Hartford Mayor Eddie A. Perez said the keys to the program's success were the conversion to single stream recycling, replacing the 18-gallon bins with the larger bins, and offering residents "green for going green."

"We've made it simple for folks to do that," Perez said.

The program, which was tried out in about 4,500 city households in 2008-09, has also become popular with the city's sanitation workers, said Marilyn Cruz-Aponte, assistant to the director of public works.

"We've got motivated employees," she said. "The other option is to work the trash trucks."

Cruz-Aponte said the sanitation workers also keep an eye on what is coming out of the bins and going into the trucks to make sure only recyclables are being weighed and counted toward reward points.

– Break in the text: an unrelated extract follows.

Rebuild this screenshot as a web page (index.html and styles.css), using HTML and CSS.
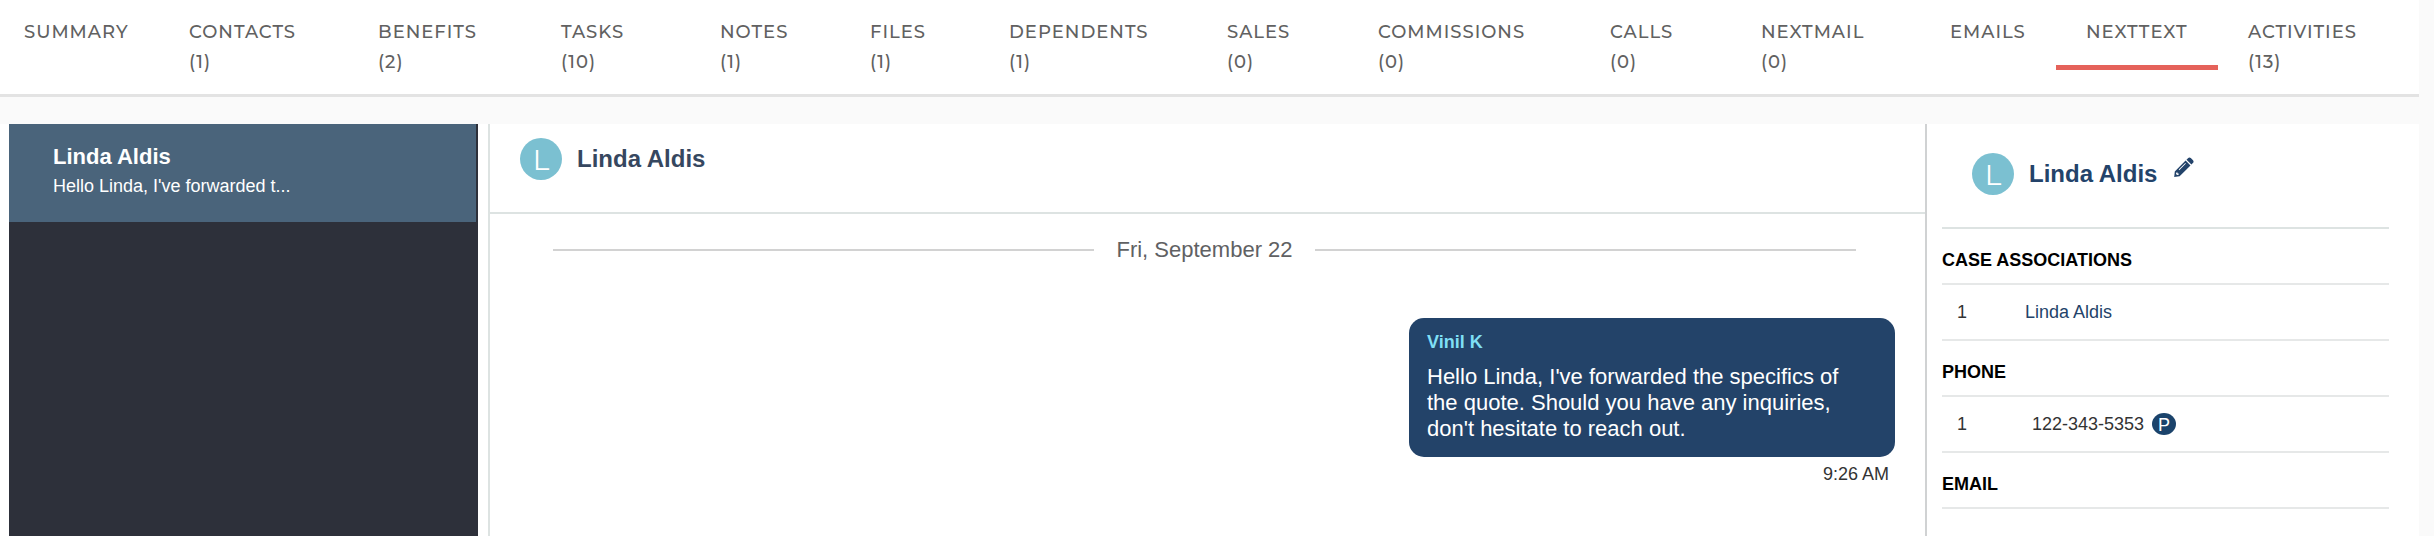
FILE: index.html
```html
<!DOCTYPE html>
<html lang="en">
<head>
  <meta charset="UTF-8" />
  <meta name="viewport" content="width=device-width, initial-scale=1.0" />
  <title>NextText</title>
  <link rel="stylesheet" href="styles.css">
</head>
<body>
  <div class="page">
    <nav class="tabs">
      <a href="#">SUMMARY</a>
      <a href="#">CONTACTS<br>(1)</a>
      <a href="#">BENEFITS<br>(2)</a>
      <a href="#">TASKS<br>(10)</a>
      <a href="#">NOTES<br>(1)</a>
      <a href="#">FILES<br>(1)</a>
      <a href="#">DEPENDENTS<br>(1)</a>
      <a href="#">SALES<br>(0)</a>
      <a href="#">COMMISSIONS<br>(0)</a>
      <a href="#">CALLS<br>(0)</a>
      <a href="#">NEXTMAIL<br>(0)</a>
      <a href="#">EMAILS</a>
      <a href="#" class="active">NEXTTEXT</a>
      <a href="#">ACTIVITIES<br>(13)</a>
    </nav>

    <main class="content">
      <aside class="conversations">
        <a href="#" class="conversation">
          <strong class="conversation-name">Linda Aldis</strong>
          <span class="conversation-preview">Hello Linda, I've forwarded t...</span>
        </a>
      </aside>

      <section class="chat">
        <header class="chat-header">
          <span class="avatar">L</span>
          <h2 class="name">Linda Aldis</h2>
        </header>
        <div class="messages">
          <div class="date">Fri, September 22</div>
          <div class="message">
            <div class="bubble">
              <strong class="sender">Vinil K</strong>
              <p>Hello Linda, I've forwarded the specifics of the quote. Should you have any inquiries, don't hesitate to reach out.</p>
            </div>
            <time class="time">9:26 AM</time>
          </div>
        </div>
      </section>

      <aside class="details">
        <header class="details-header">
          <span class="avatar">L</span>
          <h2 class="name">Linda Aldis</h2>
          <button type="button" class="edit" aria-label="Edit contact">
            <svg viewBox="0 0 20 20" width="20" height="20">
              <path fill="currentColor" d="M14 1.200c.8-.9 2-.9 2.800-.1l2.200 2.200c.8.8.8 2-.1 2.800l-1.500 1.500-4.900-4.900z" />
              <path fill="currentColor" fill-rule="evenodd" d="M11.600 3.600l4.900 4.900L5.600 19.300.2 19.900.8 14.400zM2.300 15.400l-.3 1.600 1.100 1.100 1.600-.3v-1.300H3.600v-1.100zM11.300 6L4.700 12.600l.6.600L11.900 6.600z" />
            </svg>
          </button>
        </header>

        <h3 class="section-title">CASE ASSOCIATIONS</h3>
        <div class="row">
          <span class="index">1</span>
          <a href="#">Linda Aldis</a>
        </div>

        <h3 class="section-title">PHONE</h3>
        <div class="row phone">
          <span class="index">1</span>
          <span>122-343-5353</span>
          <span class="badge">P</span>
        </div>

        <h3 class="section-title">EMAIL</h3>
      </aside>
    </main>
  </div>
</body>
</html>
```
FILE: styles.css
```css
* {
  box-sizing: border-box;
}
body {
  margin: 0;
  background: #fafafa;
  color: #333;
  font-family: "Liberation Sans", Arial, Helvetica, sans-serif;
  font-size: 18px;
}
h2, h3, p {
  margin: 0;
}
a {
  color: #23436a;
  text-decoration: none;
}
.page {
  display: flex;
  flex-direction: column;
  min-height: 100vh;
  margin-right: 15px;
}

/* top tabs */
.tabs {
  display: grid;
  grid-template-columns: 159fr 189fr 183fr 159fr 150fr 139fr 218fr 151fr 232fr 151fr 189fr 136fr 162fr 201fr;
  align-items: start;
  height: 97px;
  padding-top: 17px;
  background: #fff;
  border-bottom: 3px solid #e3e3e3;
}
.tabs a {
  padding-left: 30px;
  color: #616161;
  font-family: Montserrat, Inter, sans-serif;
  font-size: 18px;
  font-weight: 500;
  line-height: 30px;
  letter-spacing: 1px;
}
.tabs a:first-child {
  padding-left: 24px;
}
.tabs .active {
  height: 53px;
  border-bottom: 5px solid #e5625a;
}

.content {
  display: grid;
  grid-template-columns: 469px 1fr 494px;
  flex: 1;
  margin-top: 27px;
  padding-left: 9px;
  background: #fff;
}

/* conversation list */
.conversations {
  padding-right: 2px;
  background: #2d303a;
}
.conversation {
  display: block;
  height: 98px;
  padding: 20px 44px;
  background: #4a647b;
  color: #fff;
}
.conversation-name {
  display: block;
  font-size: 22px;
  line-height: 26px;
}
.conversation-preview {
  display: block;
  line-height: 32px;
}

/* chat */
.chat {
  margin-left: 10px;
  border-left: 2px solid #dde3e2;
}
.chat-header {
  display: flex;
  align-items: flex-start;
  gap: 15px;
  height: 90px;
  padding: 14px 30px;
  border-bottom: 2px solid #dde3e2;
}
.avatar {
  width: 42px;
  height: 42px;
  border-radius: 50%;
  background: #7bc0d1;
  color: #fff;
  font-family: Montserrat, Lato, sans-serif;
  font-size: 28px;
  line-height: 44px;
  text-align: center;
}
.name {
  color: #36475f;
  font-size: 24px;
  line-height: 42px;
}
.messages {
  padding: 20px 30px;
}
.date {
  display: flex;
  align-items: center;
  gap: 22px;
  padding: 0 39px 0 33px;
  color: #606163;
  font-size: 22px;
  line-height: 32px;
}
.date::before,
.date::after {
  content: "";
  flex: 1;
  height: 2px;
  background: #d2d2d2;
}
.message {
  display: flex;
  flex-direction: column;
  align-items: flex-end;
  margin-top: 52px;
}
.bubble {
  width: 486px;
  padding: 12px 40px 15px 18px;
  border-radius: 15px;
  background: #234369;
  color: #fff;
  font-size: 22px;
  line-height: 26px;
}
.sender {
  display: block;
  margin-bottom: 10px;
  color: #7fdff5;
  font-size: 18px;
  line-height: 24px;
}
.time {
  padding: 5px 6px 0;
  line-height: 24px;
}

/* contact details */
.details {
  padding: 0 30px 0 15px;
  border-left: 2px solid #d0d2d3;
}
.details-header {
  display: flex;
  align-items: flex-start;
  gap: 15px;
  height: 105px;
  padding: 29px 30px 0;
  border-bottom: 2px solid #dde3e2;
}
.details .name {
  color: #23436a;
}
.edit {
  height: 20px;
  margin: 4px 0 0 2px;
  padding: 0;
  border: 0;
  background: none;
  color: #23436a;
  cursor: pointer;
}
.edit svg {
  display: block;
}
.section-title,
.row {
  height: 56px;
  border-bottom: 2px solid #e6e8e8;
}
.section-title {
  padding-top: 18px;
  color: #000;
  font-size: 18px;
  line-height: 26px;
}
.row {
  display: flex;
  align-items: center;
  padding-left: 15px;
}
.index {
  width: 68px;
}
.phone .index {
  width: 75px;
}
.badge {
  width: 24px;
  height: 22px;
  margin-left: 8px;
  border-radius: 50%;
  background: #1b436b;
  color: #fff;
  line-height: 25px;
  text-align: center;
}
```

Jeff Harse, public relations manager for New York City-based RecycleBank, which oversees the reward program for the city and about 300 other communities in the U.S. and United Kingdom, added that ecologically-conscious people who make the effort to recycle aren't likely to put something in the bins that doesn't belong there or harms the environment.

According to Harse, recycling efforts in the city increased 100 percent in the program's pilot year, which resulted in 520 tons of recycled material. In the first five months of the program since it was expanded, Harse said, residents had placed about 2,000 tons of recyclable material in the bins.

Cruz-Aponte said the city's efforts were helped by the Connecticut Resources Recovery Authority's realization three months into the pilot program that it was dramatically increasing recycling.

"It gave CRRA the confidence to spend $3 million on changing its system," she said.

Harse said the program has also been a stimulus to local businesses that are visited more frequently by consumers cashing in bonus points and shopping. He estimated that if 25 percent of the city's residents participate in the rewards program, local businesses will see more than a $1 million increase in purchases next year.

City officials said they plan to do more outreach and education with residents and small-business owners and hope to have a community day at the city's recycling center at the base of the landfill to promote recycling other items, such as antifreeze, motor oil and computer components.